According to the agency of the Pentagon that accounts for the missing or those taken prisoner during war, Finnegan, a second lieutenant, was a passenger on an aircraft that crashed into the ocean on the north coast of New Guinea in May 1944 after its engines failed. Three men, including Biden’s uncle, were lost in the crash while a fourth was rescued by a passing barge. There are no indications that the plane was shot down or that Finnegan was flying the plane.
Finnegan would have been an unlikely victim of cannibalism in New Guinea, anthropologists and locals told PolitiFact and The Guardian. Studies of cannibalism in the country have noted that victims tended to be enemies from warring tribes as an act of revenge or deceased relatives as part of a mourning ritual.

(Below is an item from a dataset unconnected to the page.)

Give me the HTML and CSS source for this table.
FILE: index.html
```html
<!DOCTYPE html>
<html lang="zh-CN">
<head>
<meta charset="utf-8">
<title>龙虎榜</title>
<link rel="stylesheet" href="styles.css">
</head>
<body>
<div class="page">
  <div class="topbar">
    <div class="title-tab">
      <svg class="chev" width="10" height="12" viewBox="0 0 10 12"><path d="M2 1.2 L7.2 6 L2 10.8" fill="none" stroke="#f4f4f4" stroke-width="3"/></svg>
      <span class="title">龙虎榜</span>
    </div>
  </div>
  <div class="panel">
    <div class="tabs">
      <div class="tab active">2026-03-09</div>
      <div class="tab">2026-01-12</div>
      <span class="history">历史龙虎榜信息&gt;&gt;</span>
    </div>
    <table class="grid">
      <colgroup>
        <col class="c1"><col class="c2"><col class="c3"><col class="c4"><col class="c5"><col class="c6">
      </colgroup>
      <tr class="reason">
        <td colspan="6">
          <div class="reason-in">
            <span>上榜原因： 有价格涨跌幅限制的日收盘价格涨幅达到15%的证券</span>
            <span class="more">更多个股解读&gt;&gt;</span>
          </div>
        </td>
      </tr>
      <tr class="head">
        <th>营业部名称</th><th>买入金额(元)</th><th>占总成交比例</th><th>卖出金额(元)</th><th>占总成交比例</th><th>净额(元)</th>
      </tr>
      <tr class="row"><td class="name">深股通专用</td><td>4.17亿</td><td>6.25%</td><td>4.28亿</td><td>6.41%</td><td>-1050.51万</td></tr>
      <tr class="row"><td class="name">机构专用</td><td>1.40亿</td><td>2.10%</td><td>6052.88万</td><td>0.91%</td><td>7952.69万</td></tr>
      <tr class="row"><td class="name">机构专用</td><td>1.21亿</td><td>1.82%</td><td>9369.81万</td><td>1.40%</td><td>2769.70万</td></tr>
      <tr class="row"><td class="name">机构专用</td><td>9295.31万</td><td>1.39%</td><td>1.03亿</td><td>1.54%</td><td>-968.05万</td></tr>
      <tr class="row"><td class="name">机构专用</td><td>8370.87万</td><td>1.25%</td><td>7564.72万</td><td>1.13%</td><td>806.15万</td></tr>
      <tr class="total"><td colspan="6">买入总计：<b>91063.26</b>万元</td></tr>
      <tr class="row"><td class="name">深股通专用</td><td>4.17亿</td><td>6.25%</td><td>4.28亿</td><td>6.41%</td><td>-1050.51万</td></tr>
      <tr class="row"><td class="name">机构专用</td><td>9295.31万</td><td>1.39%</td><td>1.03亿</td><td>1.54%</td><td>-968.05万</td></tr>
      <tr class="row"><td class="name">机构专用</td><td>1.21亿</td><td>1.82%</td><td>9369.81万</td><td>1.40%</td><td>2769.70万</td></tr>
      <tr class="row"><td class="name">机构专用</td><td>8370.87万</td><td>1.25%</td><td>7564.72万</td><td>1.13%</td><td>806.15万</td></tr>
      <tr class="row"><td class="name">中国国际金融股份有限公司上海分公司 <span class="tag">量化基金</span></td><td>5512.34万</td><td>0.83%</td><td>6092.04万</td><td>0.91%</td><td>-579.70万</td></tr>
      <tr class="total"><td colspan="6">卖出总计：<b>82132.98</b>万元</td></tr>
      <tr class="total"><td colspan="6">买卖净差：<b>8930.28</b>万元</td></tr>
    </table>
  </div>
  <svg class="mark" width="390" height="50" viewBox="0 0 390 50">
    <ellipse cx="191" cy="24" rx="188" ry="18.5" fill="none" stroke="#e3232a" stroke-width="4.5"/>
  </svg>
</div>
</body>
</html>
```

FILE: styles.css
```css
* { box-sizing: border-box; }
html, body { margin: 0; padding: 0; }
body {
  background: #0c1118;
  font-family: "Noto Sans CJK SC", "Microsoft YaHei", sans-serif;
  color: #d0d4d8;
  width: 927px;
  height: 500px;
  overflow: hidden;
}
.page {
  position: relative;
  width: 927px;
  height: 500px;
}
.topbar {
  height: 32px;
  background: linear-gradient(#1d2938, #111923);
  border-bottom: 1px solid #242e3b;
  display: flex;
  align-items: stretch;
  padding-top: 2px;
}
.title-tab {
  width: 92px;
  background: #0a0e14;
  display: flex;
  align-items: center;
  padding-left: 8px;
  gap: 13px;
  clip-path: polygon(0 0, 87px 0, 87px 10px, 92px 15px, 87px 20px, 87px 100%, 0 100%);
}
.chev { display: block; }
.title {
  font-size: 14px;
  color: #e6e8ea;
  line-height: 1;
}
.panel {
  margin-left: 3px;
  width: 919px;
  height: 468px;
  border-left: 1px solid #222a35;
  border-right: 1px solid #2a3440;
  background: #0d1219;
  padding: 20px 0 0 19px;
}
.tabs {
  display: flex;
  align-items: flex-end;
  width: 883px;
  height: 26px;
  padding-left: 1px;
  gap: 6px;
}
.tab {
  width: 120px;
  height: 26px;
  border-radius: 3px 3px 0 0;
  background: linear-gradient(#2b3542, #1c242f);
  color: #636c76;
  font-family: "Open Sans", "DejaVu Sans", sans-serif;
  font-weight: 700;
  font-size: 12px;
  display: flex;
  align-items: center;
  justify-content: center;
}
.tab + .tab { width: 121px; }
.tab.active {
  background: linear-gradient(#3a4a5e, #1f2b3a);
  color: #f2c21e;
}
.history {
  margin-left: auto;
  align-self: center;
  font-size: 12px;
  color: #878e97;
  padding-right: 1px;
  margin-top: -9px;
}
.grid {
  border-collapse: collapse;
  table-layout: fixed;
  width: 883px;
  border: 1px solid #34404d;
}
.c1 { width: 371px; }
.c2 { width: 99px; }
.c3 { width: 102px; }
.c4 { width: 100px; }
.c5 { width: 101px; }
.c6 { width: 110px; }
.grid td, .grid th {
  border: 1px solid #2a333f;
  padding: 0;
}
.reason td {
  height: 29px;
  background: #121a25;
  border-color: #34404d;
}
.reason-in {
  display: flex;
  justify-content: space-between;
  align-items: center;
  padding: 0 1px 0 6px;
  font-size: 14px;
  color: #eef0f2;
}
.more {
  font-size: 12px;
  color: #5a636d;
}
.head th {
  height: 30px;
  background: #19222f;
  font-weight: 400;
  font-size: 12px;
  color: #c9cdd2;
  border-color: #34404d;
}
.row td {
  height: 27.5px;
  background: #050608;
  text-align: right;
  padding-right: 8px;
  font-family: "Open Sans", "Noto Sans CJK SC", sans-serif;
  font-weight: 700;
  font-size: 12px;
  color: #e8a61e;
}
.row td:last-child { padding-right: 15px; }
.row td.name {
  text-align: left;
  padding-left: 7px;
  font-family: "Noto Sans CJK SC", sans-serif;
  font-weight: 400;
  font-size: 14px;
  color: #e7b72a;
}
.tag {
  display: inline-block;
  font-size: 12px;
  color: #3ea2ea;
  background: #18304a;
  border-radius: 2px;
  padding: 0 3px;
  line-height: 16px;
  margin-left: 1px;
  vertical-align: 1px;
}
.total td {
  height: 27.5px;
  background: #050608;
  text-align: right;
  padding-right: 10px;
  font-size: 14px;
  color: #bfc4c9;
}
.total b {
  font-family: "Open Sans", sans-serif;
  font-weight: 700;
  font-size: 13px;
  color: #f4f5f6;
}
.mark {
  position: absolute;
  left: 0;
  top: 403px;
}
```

Biden shared his account of Finnegan’s death after visiting a war memorial in Scranton, Pennsylvania, that bore his uncle’s name. The story was meant to highlight Biden’s commitment to equipping troops and honoring veterans, the White House said.
What Was Said:
“I was getting on the train, and one of the senior guys at Amtrak — I became friends with all of them after all the years, and I’ve ridden 36 years as a senator — and he comes up to me — his name is Angelo — and he comes over and says, ‘Joey, baby!’ He grabs my cheek, and I thought they were going to shoot him. And I said, ‘Ang, what’s the matter?’ He said, ‘I just read in the newspaper’ — because they keep meticulous mileage about how many times you — how many miles you use an aircraft for the United States Air Force as vice president. ‘I just read in the paper, Joey, you traveled 1,200,000 miles on Air Force Two.’”

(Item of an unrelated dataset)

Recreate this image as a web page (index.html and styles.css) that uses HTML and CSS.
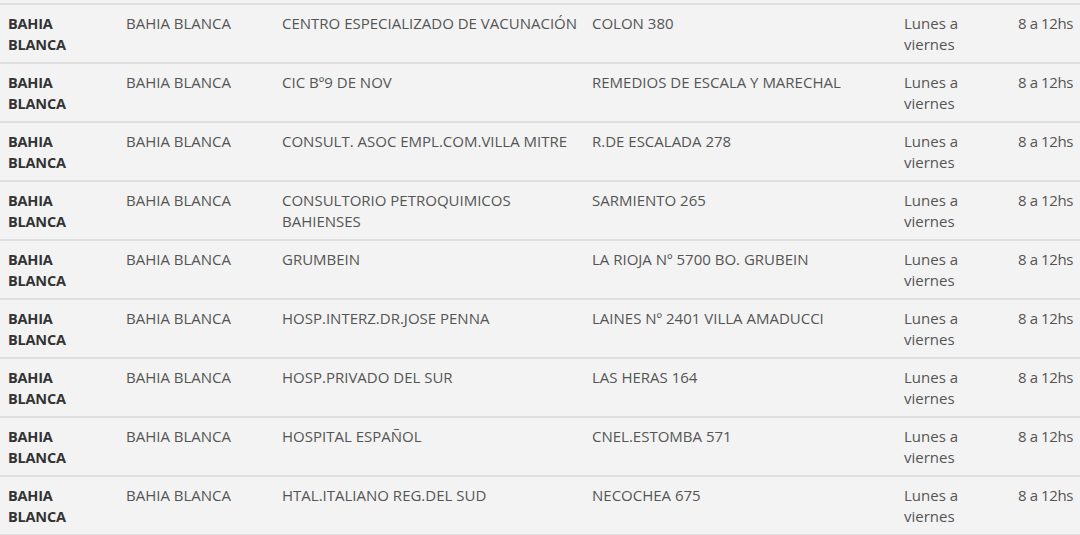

— in a speech in Nevada in December
This story, as told, stretches credulity. Biden logged 1.2 million miles on Air Force Two in early 2016, according to himself. Angelo Negri, the conductor, retired from Amtrak in 1993 and died in 2014. It is possible that Biden mistook another conductor for Negri: He recounted in 2009 speaking with an unnamed Amtrak employee, who also called out to him, “Joey, baby.”